April 2010: Adding Ankeena

Juniper in early April made its first significant acquisition in some years, paying an undisclosed sum (reported to be less than $100 million) for Ankeena Networks, a two-year old startup. Ankeena makes software to optimize network infrastructure for better rich media experiences while reducing the server load normally required to do so. Among its key products -- all of which are preserved in Juniper's Junos Ready Software group -- is Media Flow Director, a software appliance through which Ankeena delivers content to multiple screens (PC, TV, mobile device) while managing traffic, decreasing the number of servers needed and easing network congestion.



"Clearly, successfully addressing this market is key to the future of VARs that focus on enterprise content delivery solutions," said Mike Marcellin, vice president of marketing for Juniper's Infrastructure Products Group and Junos Ready Software, to CRN at the time.

April 2010: Switch It Up

Juniper in late April debuted a new promotion called "Switch to Juniper," in which it is offering significant discounts on new Juniper Ethernet switches bought through authorized Juniper partners. Scheduled to last through Sept 30, discounts on select Juniper EX Switches will be as high as 60 percent. According to Juniper channel boss Frank Vitagliano, it's the first of several new promotions VARs will see from Juniper this year for partners looking to win with Juniper over competitors like Cisco and HP.

May 2010: Vitagliano Shifts Gears

Perhaps Juniper's most significant executive shift happened just this month, as Vitagliano (pictured) moved into a new role as senior vice president of partners-Americas. Unlike his former role, where he was senior vice president of worldwide channels, Vitagliano will be focusing on Juniper's Americas partner relationships full time. The search is on for a new SVP of worldwide channels, according to Juniper.



VARs interviewed by CRN said they welcomed the idea of having Vitagliano in a role that puts him essentially back in the field, describing Vitagliano as a "true channel champion" back in a role that lets him be "where he thrives."
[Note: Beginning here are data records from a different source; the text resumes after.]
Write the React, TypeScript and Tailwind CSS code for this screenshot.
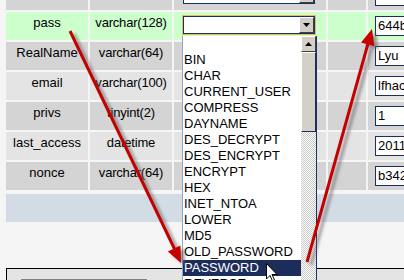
import React from 'react';

type Row = { name: string; type: string; val: string; bg: string };

const rows: Row[] = [
  { name: '', type: '', val: '', bg: 'bg-[#d4d4d4]' },
  { name: 'pass', type: 'varchar(128)', val: '644b', bg: 'bg-[#ccffcc]' },
  { name: 'RealName', type: 'varchar(64)', val: 'Lyu', bg: 'bg-[#d4d4d4]' },
  { name: 'email', type: 'varchar(100)', val: 'lfhac', bg: 'bg-[#e4e4e4]' },
  { name: 'privs', type: 'tinyint(2)', val: '1', bg: 'bg-[#d4d4d4]' },
  { name: 'last_access', type: 'datetime', val: '2011', bg: 'bg-[#e4e4e4]' },
  { name: 'nonce', type: 'varchar(64)', val: 'b342', bg: 'bg-[#d4d4d4]' },
];

const funcs = [
  '', 'BIN', 'CHAR', 'CURRENT_USER', 'COMPRESS', 'DAYNAME', 'DES_DECRYPT', 'DES_ENCRYPT',
  'ENCRYPT', 'HEX', 'INET_NTOA', 'LOWER', 'MD5', 'OLD_PASSWORD', 'PASSWORD', 'REVERSE',
];

const Btn: React.FC<{ up?: boolean; className?: string }> = ({ up, className }) => (
  <div className={`flex items-center justify-center bg-[#d4d0c8] border-t border-l border-t-white border-l-white border-r border-b border-r-[#404040] border-b-[#404040] ${className ?? ''}`}>
    <svg width="7" height="4" viewBox="0 0 7 4">
      {up ? <polygon points="0,4 7,4 3.5,0" fill="#000" /> : <polygon points="0,0 7,0 3.5,4" fill="#000" />}
    </svg>
  </div>
);

const FuncSelect: React.FC<{ open?: boolean }> = ({ open }) => (
  <div className={`relative ml-[9px] mt-[4px] w-[132px] h-[18px] bg-white border border-[#1b2f60] flex justify-end ${open ? 'outline outline-1 outline-[#e6bd5c]' : ''}`}>
    <Btn className="w-[15px] h-full" />
    {open && (
      <div className="absolute z-10 left-[-2px] top-[19px] w-[135px] h-[262px] bg-white flex border-l border-l-[#8fa7c4] border-r border-r-[#1b2f60]">
        <div className="flex-1 flex flex-col">
          {funcs.map((f, i) => (
            <div
              key={i}
              className={`h-[16px] shrink-0 leading-[16px] pl-[1px] text-[13px] whitespace-nowrap ${f === 'PASSWORD' ? 'bg-[#1c2d5c] text-white' : 'text-black'}`}
            >
              {f}
            </div>
          ))}
        </div>
        <div className="w-[15px] flex flex-col">
          <Btn up className="h-[16px] w-full shrink-0" />
          <div className="h-[80px] shrink-0 bg-[#d4d0c8] border-t border-l border-t-white border-l-white border-r border-b border-r-[#1b2f60] border-b-[#1b2f60]" />
          <div className="flex-1 bg-[repeating-conic-gradient(#c8c8c8_0_25%,#ffffff_0_50%)] bg-[length:2px_2px]" />
        </div>
      </div>
    )}
  </div>
);

const App: React.FC = () => {
  return (
    <div className="relative w-[404px] h-[280px] overflow-hidden bg-[#f5f5f5] text-black font-['Liberation_Sans',Arial,sans-serif]">
      {/* table */}
      <div className="flex flex-col gap-[2px] pl-[6px] mt-[-18px]">
        {rows.map((r, i) => (
          <div key={i} className="flex gap-[2px] h-[28px] text-[13px] leading-[16px]">
            <div className={`w-[82px] shrink-0 ${r.bg} text-center pt-[3px] whitespace-nowrap`}>{r.name}</div>
            <div className={`w-[82px] shrink-0 ${r.bg} text-center pt-[3px] whitespace-nowrap tracking-[-0.2px]`}>{r.type}</div>
            <div className={`w-[152px] shrink-0 ${r.bg}`}>
              {(i === 0 || i === 1) && <FuncSelect open={i === 1} />}
            </div>
            <div className={`w-[38px] shrink-0 ${r.bg}`} />
            <div className={`flex-1 ${r.bg}`}>
              <div className="ml-[7px] mt-[4px] h-[20px] w-[60px] bg-white border border-[#1b2f60] pl-[2px] leading-[18px] overflow-hidden">
                {r.val}
              </div>
            </div>
          </div>
        ))}
      </div>

      {/* footer bars */}
      <div className="mt-[4px] ml-[6px] h-[28px] bg-[#d3dce4]" />
      <div className="h-[46px]" />
      <div className="ml-[6px] h-[20px] border-t border-l border-black bg-[#e4e4e4] pt-[10px] pl-[14px]">
        <div className="w-[126px] border-t-2 border-[#808080]" />
      </div>

      {/* annotation arrows */}
      <svg className="absolute left-0 top-0 z-20 pointer-events-none" width="404" height="280" viewBox="0 0 404 280">
        <defs>
          <filter id="sh" x="-20%" y="-20%" width="140%" height="140%">
            <feGaussianBlur stdDeviation="1.6" />
          </filter>
        </defs>
        <g filter="url(#sh)" opacity="0.6" transform="translate(4,3)">
          <line x1="70" y1="31" x2="176" y2="252" stroke="#606060" strokeWidth="3" />
          <polygon points="181,263 167.8,251.6 180.4,245.6" fill="#606060" />
          <line x1="307" y1="262" x2="369" y2="40" stroke="#606060" strokeWidth="3" />
          <polygon points="372,29 374.4,46.3 361,42.5" fill="#606060" />
        </g>
        <line x1="70" y1="31" x2="176" y2="252" stroke="#c40000" strokeWidth="3" />
        <polygon points="181,263 167.8,251.6 180.4,245.6" fill="#c40000" />
        <line x1="307" y1="262" x2="369" y2="40" stroke="#c40000" strokeWidth="3" />
        <polygon points="372,29 374.4,46.3 361,42.5" fill="#c40000" />
      </svg>

      {/* mouse pointer */}
      <svg className="absolute left-[266px] top-[263px] z-30" width="12" height="19" viewBox="0 0 12 19">
        <polygon points="0.5,0.5 0.5,16 4,12.5 6.5,18 8.5,17 6,11.5 11,11.5" fill="#fff" stroke="#000" strokeWidth="1" />
      </svg>
    </div>
  );
};

export default App;
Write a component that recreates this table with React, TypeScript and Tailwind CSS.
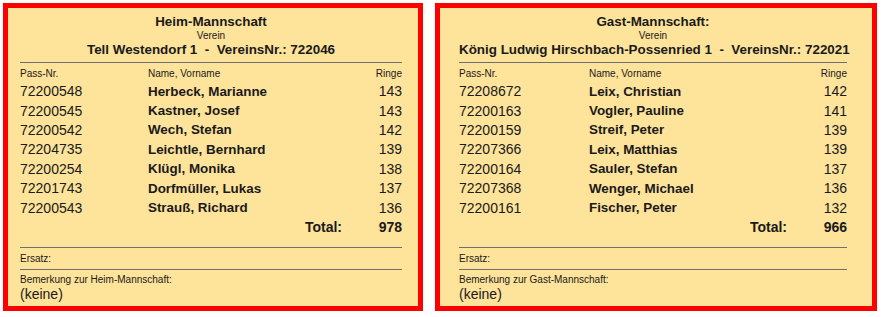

May 2010: Pointing Toward Stratus

This week, Juniper advanced the ball on its data center push one step further, launching new hardware products, new software applications based on Junos Space, new services for the channel, and new security software, plus a further extension its key OEM relationships with IBM and Dell. Project Stratus -- the code name for Juniper's two-year old push to develop a single data center fabric -- is still on tap for completion by mid-2011, according to Juniper, and its new releases reflect a phased approach to moving data centers in that direction.